Kevin Sakac Proves Cheap Productions Isn’t Thinking Cheaply
Major Tom is the kind of short film that walks into the room already feeling like a feature trying to break out of its own skin. Set against the smoky paranoia of the Cold War, it follows elite CIA operative Tom as he is dispatched to capture none other than Che Guevara, yes, that Che. What begins as a straightforward mission spirals into a web of political intrigue so tangled you half expect the screen to lean in and whisper, “Are you keeping up?”

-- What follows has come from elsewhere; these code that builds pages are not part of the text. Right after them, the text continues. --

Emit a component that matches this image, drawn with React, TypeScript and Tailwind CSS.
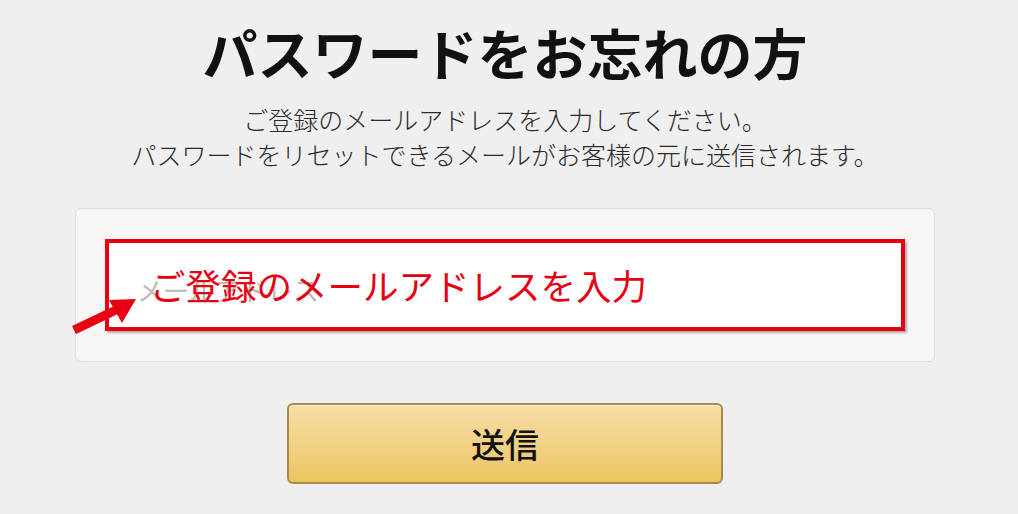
export default function App() {
  return (
    <div
      className="flex h-[514px] w-full flex-col items-center overflow-hidden bg-[#efefef] pr-[8px] text-[#111]"
      style={{ fontFamily: '"Noto Sans CJK JP", "Noto Sans", sans-serif' }}
    >
      <h1 className="pt-[16px] text-[55px] font-bold leading-[70px]">
        パスワードをお忘れの方
      </h1>
      <p className="mt-[16px] text-center text-[25px] font-light leading-[35px] text-[#2a2a2a]">
        ご登録のメールアドレスを入力してください。
        <br />
        パスワードをリセットできるメールがお客様の元に送信されます。
      </p>

      <div className="relative mt-[36px] h-[154px] w-[860px] rounded-md border border-[#dedede] bg-[#f7f6f5] px-[29px] pt-[30px]">
        <div className="relative h-[92px] w-[800px] border-[4px] border-[#e60012] bg-white shadow-[2px_2px_2px_rgba(0,0,0,0.3)]">
          <input
            className="h-full w-full bg-transparent pl-[28px] pt-[8px] text-[26px] text-[#333] outline-none placeholder:text-[#bbb]"
            placeholder="メールアドレス"
            type="email"
          />
          <span className="pointer-events-none absolute left-[41px] top-[18px] text-[35.5px] leading-[48px] text-[#e60012]">
            ご登録のメールアドレスを入力
          </span>
        </div>
        <svg
          className="absolute left-[-4px] top-[85px]"
          width="70"
          height="40"
          viewBox="0 0 70 40"
        >
          <path d="M2 36 L44 16" stroke="#e60012" strokeWidth="9" />
          <path d="M64 5 L37 6 L50 29 Z" fill="#e60012" />
        </svg>
      </div>

      <button className="mt-[41px] h-[81px] w-[436px] rounded-[6px] border-2 border-[#a88a4a] bg-gradient-to-b from-[#f6dfa6] to-[#ecc45f] text-[34px] font-medium text-[#111] shadow-[inset_0_1px_0_rgba(255,255,255,0.6)]">
        送信
      </button>
    </div>
  );
}
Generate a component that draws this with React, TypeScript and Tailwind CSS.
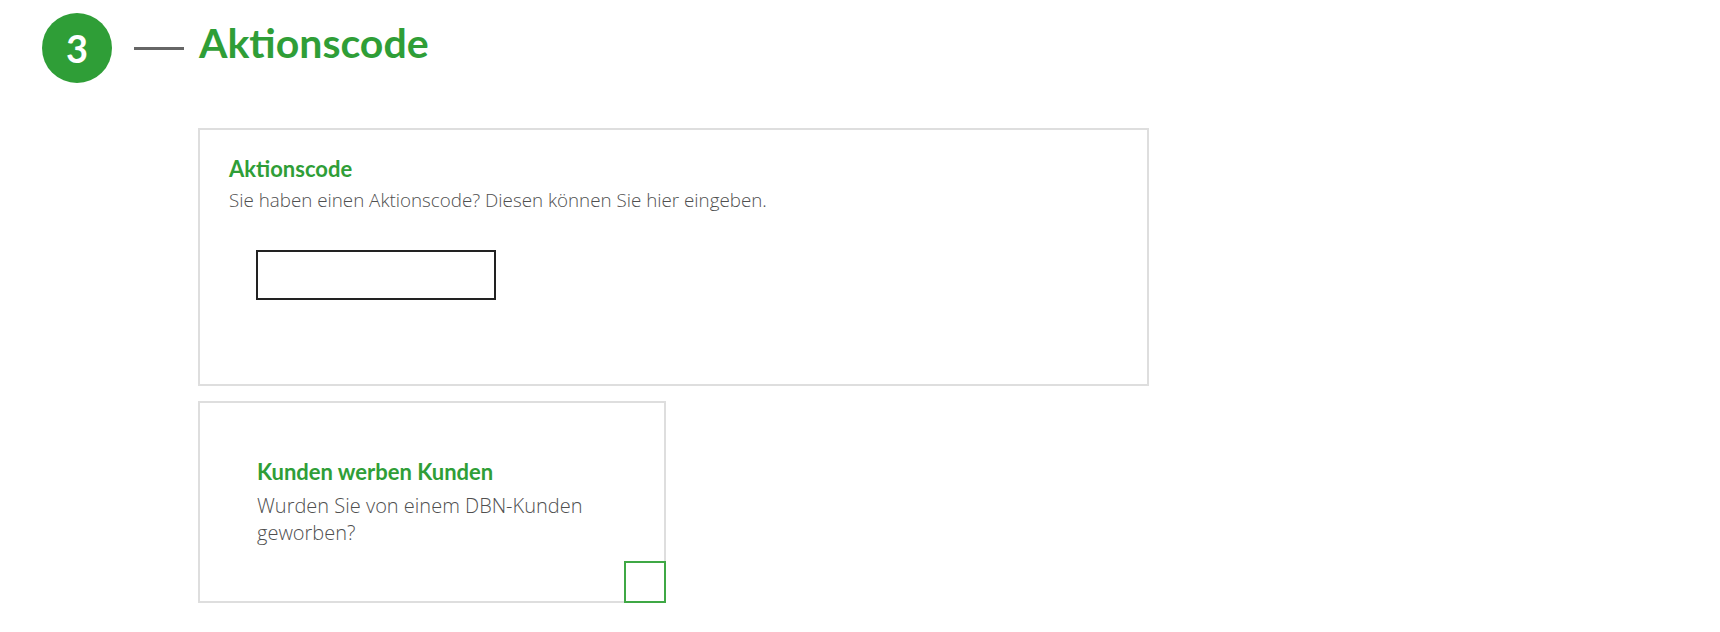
import React from 'react';

const heading = { fontFamily: 'Lato, "Noto Sans", sans-serif' };
const body = { fontFamily: '"Open Sans", "Noto Sans", sans-serif' };

export default function App() {
  return (
    <div className="min-h-[632px] bg-white pl-[42px] pt-[13px]" style={heading}>
      {/* Step header */}
      <div className="flex items-center">
        <div className="flex h-[70px] w-[70px] items-center justify-center rounded-full bg-[#2f9e37] text-[38px] font-bold leading-none text-white">
          3
        </div>
        <div className="ml-[22px] h-[3px] w-[50px] bg-[#666666]" />
        <h1 className="mb-[11px] ml-[15px] text-[41px] font-bold leading-none text-[#2f9e37]">Aktionscode</h1>
      </div>

      <div className="ml-[156px] mt-[45px] flex flex-col gap-[15px]">
        {/* Aktionscode box */}
        <div className="h-[258px] w-[951px] border-2 border-[#dedede] px-[29px] pt-[26px]">
          <h2 className="text-[22px] font-bold leading-[26px] text-[#2f9e37]">Aktionscode</h2>
          <p className="mt-[6px] text-[18.8px] font-light leading-[24px] text-[#4f4f4f]" style={body}>
            Sie haben einen Aktionscode? Diesen können Sie hier eingeben.
          </p>
          <input
            type="text"
            className="ml-[27px] mt-[38px] block h-[50px] w-[240px] border-2 border-[#222222] bg-white outline-none"
          />
        </div>

        {/* Kunden werben Kunden */}
        <div className="relative h-[202px] w-[468px] border-2 border-[#dedede] pl-[57px] pt-[56px]">
          <h2 className="text-[22px] font-bold leading-[26px] text-[#2f9e37]">Kunden werben Kunden</h2>
          <p className="mt-[7px] w-[360px] text-[20px] font-light leading-[27px] text-[#4f4f4f]" style={body}>
            Wurden Sie von einem DBN-Kunden geworben?
          </p>
          <div className="absolute -bottom-[2px] -right-[2px] h-[42px] w-[42px] border-2 border-[#3fa845] bg-white" />
        </div>
      </div>
    </div>
  );
}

Kevin Sakac, head of Cheap Productions, doesn’t shy away from ambition. In fact, he seems to court it. The film bristles with elements that would be impressive even in a full-length thriller, a pulse-tightening original score, sharp editing that knows exactly when to cut and when to let tension simmer, and locations that look far pricier than they likely were. The action choreography lands with precision, every movement measured, every hit echoing with the grit of old-school espionage cinema.

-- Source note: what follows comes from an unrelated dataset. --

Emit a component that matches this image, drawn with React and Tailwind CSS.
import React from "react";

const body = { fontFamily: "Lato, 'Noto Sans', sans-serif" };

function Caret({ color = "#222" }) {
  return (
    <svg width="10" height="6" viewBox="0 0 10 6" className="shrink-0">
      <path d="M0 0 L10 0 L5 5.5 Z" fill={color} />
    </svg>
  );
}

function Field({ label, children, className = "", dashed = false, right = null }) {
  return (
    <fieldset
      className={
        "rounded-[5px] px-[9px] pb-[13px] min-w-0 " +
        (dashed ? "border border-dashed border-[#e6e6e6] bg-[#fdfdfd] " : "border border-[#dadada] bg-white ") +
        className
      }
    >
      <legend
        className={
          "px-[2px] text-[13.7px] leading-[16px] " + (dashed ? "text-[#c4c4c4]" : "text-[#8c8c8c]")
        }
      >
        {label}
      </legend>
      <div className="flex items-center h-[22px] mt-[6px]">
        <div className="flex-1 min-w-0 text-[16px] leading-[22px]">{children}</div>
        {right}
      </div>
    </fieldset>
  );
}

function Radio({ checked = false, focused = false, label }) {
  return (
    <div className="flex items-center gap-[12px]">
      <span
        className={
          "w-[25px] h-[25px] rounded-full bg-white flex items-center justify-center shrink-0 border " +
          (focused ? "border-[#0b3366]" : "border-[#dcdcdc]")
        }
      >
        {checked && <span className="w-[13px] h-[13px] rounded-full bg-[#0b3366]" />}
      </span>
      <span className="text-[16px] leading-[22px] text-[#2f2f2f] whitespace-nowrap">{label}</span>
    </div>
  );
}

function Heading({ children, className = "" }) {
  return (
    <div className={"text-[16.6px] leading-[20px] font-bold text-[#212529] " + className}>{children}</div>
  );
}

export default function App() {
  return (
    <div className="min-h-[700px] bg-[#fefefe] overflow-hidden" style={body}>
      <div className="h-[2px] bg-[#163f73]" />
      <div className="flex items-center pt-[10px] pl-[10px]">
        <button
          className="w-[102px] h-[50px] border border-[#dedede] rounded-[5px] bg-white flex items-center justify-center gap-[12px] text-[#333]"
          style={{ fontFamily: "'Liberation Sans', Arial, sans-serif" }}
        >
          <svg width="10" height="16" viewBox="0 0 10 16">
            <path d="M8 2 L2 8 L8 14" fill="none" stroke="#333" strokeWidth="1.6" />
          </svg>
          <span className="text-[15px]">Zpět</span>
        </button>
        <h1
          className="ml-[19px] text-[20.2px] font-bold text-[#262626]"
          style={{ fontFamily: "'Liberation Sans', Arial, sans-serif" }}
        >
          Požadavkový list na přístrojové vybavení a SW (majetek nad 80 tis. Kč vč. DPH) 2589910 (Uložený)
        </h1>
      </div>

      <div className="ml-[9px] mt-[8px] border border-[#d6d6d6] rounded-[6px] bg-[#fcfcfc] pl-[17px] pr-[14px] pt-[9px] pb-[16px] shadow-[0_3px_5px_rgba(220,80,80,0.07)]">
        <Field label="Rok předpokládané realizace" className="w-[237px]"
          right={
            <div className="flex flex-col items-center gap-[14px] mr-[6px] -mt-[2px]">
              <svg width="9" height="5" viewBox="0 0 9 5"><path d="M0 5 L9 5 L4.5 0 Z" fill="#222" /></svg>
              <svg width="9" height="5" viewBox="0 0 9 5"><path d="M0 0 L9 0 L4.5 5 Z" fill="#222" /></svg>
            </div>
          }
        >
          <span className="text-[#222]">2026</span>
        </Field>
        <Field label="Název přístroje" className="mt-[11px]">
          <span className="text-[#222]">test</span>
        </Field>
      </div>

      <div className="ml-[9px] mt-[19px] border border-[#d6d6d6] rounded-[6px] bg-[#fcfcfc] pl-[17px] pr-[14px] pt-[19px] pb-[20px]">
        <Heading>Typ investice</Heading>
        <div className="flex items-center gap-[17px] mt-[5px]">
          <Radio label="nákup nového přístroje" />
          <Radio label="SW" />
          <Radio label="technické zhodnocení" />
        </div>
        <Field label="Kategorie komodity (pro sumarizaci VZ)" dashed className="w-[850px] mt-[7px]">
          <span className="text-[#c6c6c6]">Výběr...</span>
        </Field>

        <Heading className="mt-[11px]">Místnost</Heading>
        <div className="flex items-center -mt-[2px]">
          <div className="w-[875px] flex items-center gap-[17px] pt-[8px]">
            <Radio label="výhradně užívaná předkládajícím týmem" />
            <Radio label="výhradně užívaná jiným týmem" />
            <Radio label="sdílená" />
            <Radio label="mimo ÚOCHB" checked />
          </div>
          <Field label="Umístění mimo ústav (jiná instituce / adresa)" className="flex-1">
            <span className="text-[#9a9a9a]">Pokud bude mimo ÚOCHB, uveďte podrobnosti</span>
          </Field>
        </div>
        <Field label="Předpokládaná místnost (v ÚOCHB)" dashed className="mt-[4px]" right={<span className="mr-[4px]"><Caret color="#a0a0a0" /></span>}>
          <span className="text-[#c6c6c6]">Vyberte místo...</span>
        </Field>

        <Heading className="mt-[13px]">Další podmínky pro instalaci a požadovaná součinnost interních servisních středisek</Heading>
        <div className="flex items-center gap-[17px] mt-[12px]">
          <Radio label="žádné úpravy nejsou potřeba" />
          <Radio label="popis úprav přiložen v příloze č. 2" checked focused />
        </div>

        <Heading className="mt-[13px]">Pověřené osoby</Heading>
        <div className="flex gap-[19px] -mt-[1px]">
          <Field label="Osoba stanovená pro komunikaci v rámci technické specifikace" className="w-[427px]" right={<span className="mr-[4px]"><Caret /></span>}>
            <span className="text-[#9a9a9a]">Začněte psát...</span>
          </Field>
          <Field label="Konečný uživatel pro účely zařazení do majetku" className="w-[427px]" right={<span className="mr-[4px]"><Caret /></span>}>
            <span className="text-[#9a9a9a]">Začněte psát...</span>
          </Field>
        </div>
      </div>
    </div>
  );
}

And let’s talk about the writing. For a short film, it’s unusually layered, weaving political stakes with personal doubt. You can almost feel Tom’s mind working beneath each decision, each hesitation. The casting helps tremendously.

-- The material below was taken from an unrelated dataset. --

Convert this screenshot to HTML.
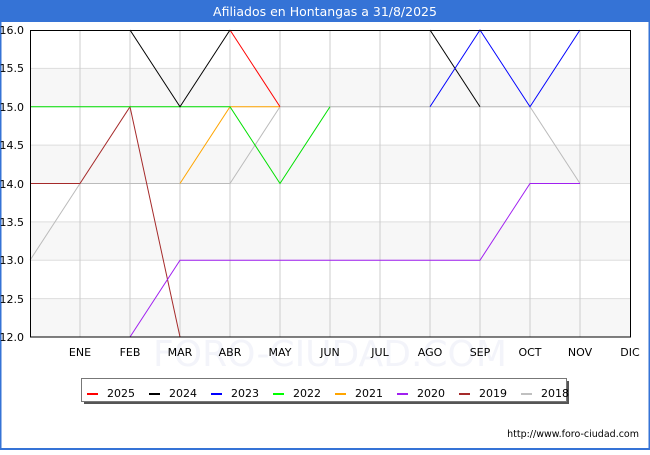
<!DOCTYPE html>
<html><head><meta charset="utf-8"><style>
body{margin:0;width:650px;height:450px;overflow:hidden;background:#fff;font-family:"Liberation Sans","DejaVu Sans",sans-serif}
</style></head><body>
<svg width="650" height="450" xmlns="http://www.w3.org/2000/svg" font-family="DejaVu Sans, Liberation Sans, sans-serif">
<rect x="0" y="0" width="650" height="450" fill="#fff"/>
<rect x="0" y="0" width="650" height="22" fill="#3573d6"/>
<rect x="0" y="0" width="1.5" height="450" fill="#3573d6"/>
<rect x="648.5" y="0" width="1.5" height="450" fill="#3573d6"/>
<rect x="0" y="448" width="650" height="2" fill="#3573d6"/>
<text x="325" y="16" fill="#fff" font-size="12.5" text-anchor="middle">Afiliados en Hontangas a 31/8/2025</text>
<g fill="#f7f7f7">
<rect x="30" y="68.4" width="600" height="38.4"/>
<rect x="30" y="145.1" width="600" height="38.4"/>
<rect x="30" y="221.9" width="600" height="38.4"/>
<rect x="30" y="298.6" width="600" height="38.4"/>
</g>
<g stroke="#ddd" stroke-width="1">
<line x1="30" y1="68.4" x2="630" y2="68.4"/><line x1="30" y1="106.75" x2="630" y2="106.75"/>
<line x1="30" y1="145.1" x2="630" y2="145.1"/><line x1="30" y1="183.5" x2="630" y2="183.5"/>
<line x1="30" y1="221.9" x2="630" y2="221.9"/><line x1="30" y1="260.25" x2="630" y2="260.25"/>
<line x1="30" y1="298.6" x2="630" y2="298.6"/>
</g>
<g stroke="#ccc" stroke-width="1">
<line x1="80" y1="30" x2="80" y2="337"/><line x1="130" y1="30" x2="130" y2="337"/><line x1="180" y1="30" x2="180" y2="337"/><line x1="230" y1="30" x2="230" y2="337"/><line x1="280" y1="30" x2="280" y2="337"/><line x1="330" y1="30" x2="330" y2="337"/><line x1="380" y1="30" x2="380" y2="337"/><line x1="430" y1="30" x2="430" y2="337"/><line x1="480" y1="30" x2="480" y2="337"/><line x1="530" y1="30" x2="530" y2="337"/><line x1="580" y1="30" x2="580" y2="337"/>
</g>
<text x="330" y="366" fill="#f3f4fa" font-size="36" text-anchor="middle">FORO-CIUDAD.COM</text>
<g fill="none" stroke-width="1">
<polyline stroke="#bbb" points="30,260.25 80,183.5 230,183.5 280,106.75 530,106.75 580,183.5"/>
<polyline stroke="#a52a2a" points="30,183.5 80,183.5 130,106.75 180,337"/>
<polyline stroke="#a020f0" points="130,337 180,260.25 480,260.25 530,183.5 580,183.5"/>
<polyline stroke="#ffa500" points="180,183.5 230,106.75 280,106.75"/>
<polyline stroke="#00e000" points="30,106.75 230,106.75 280,183.5 330,106.75"/>
<polyline stroke="#000" points="130,30 180,106.75 230,30"/>
<polyline stroke="#000" points="430,30 480,106.75"/>
<polyline stroke="#0000ff" points="430,106.75 480,30 530,106.75 580,30"/>
<polyline stroke="#ff0000" points="230,30 280,106.75"/>
</g>
<rect x="30.5" y="30.5" width="600" height="306.5" fill="none" stroke="#000" stroke-width="1"/>
<g font-size="11" fill="#000" text-anchor="end">
<text x="24" y="34">16.0</text><text x="24" y="72">15.5</text><text x="24" y="111">15.0</text><text x="24" y="149">14.5</text><text x="24" y="188">14.0</text><text x="24" y="226">13.5</text><text x="24" y="264">13.0</text><text x="24" y="303">12.5</text><text x="24" y="341">12.0</text>
</g>
<g font-size="11" fill="#000" text-anchor="middle">
<text x="80" y="356">ENE</text><text x="130" y="356">FEB</text><text x="180" y="356">MAR</text><text x="230" y="356">ABR</text><text x="280" y="356">MAY</text><text x="330" y="356">JUN</text><text x="380" y="356">JUL</text><text x="430" y="356">AGO</text><text x="480" y="356">SEP</text><text x="530" y="356">OCT</text><text x="580" y="356">NOV</text><text x="630" y="356">DIC</text>
</g>
<rect x="84" y="381" width="485" height="23" fill="#555"/>
<rect x="81.5" y="378.5" width="485" height="23" fill="#fff" stroke="#777"/>
<g font-size="11" fill="#000">
<rect x="87" y="393" width="11" height="2" fill="#f00"/><text x="107" y="397">2025</text>
<rect x="149" y="393" width="11" height="2" fill="#000"/><text x="169" y="397">2024</text>
<rect x="211" y="393" width="11" height="2" fill="#00f"/><text x="231" y="397">2023</text>
<rect x="273" y="393" width="11" height="2" fill="#0f0"/><text x="293" y="397">2022</text>
<rect x="335" y="393" width="11" height="2" fill="#ffa500"/><text x="355" y="397">2021</text>
<rect x="397" y="393" width="11" height="2" fill="#a020f0"/><text x="417" y="397">2020</text>
<rect x="459" y="393" width="11" height="2" fill="#a52a2a"/><text x="479" y="397">2019</text>
<rect x="521" y="393" width="11" height="2" fill="#c0c0c0"/><text x="541" y="397">2018</text>
</g>
<text x="639" y="437" font-size="9.5" fill="#000" text-anchor="end">http://www.foro-ciudad.com</text>
</svg>
</body></html>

Still, Major Tom isn’t without turbulence. The pacing stumbles in places, lingering a shade too long where momentum should sharpen. The cinematography occasionally drifts into inconsistency, flashes of inspired framing interrupted by shots that feel more functional than artistic.
But here’s the constructive truth, Major Tom feels like a project bigger than the format that contains it. The directing is competent, sometimes even bold, but you sense the film yearning for just a bit more stylization, a stronger visual voice. A touch more atmosphere in the framing, and this could easily stand shoulder-to-shoulder with feature-length political thrillers.
Even so, Sakac delivers something undeniably engaging, a short that aims high, lands hard, and refuses to play small. Isn’t that, after all, what espionage stories are all about, leaping headfirst into danger, hoping the mission pays off? Major Tom takes that leap. And for the most part, it sticks the landing.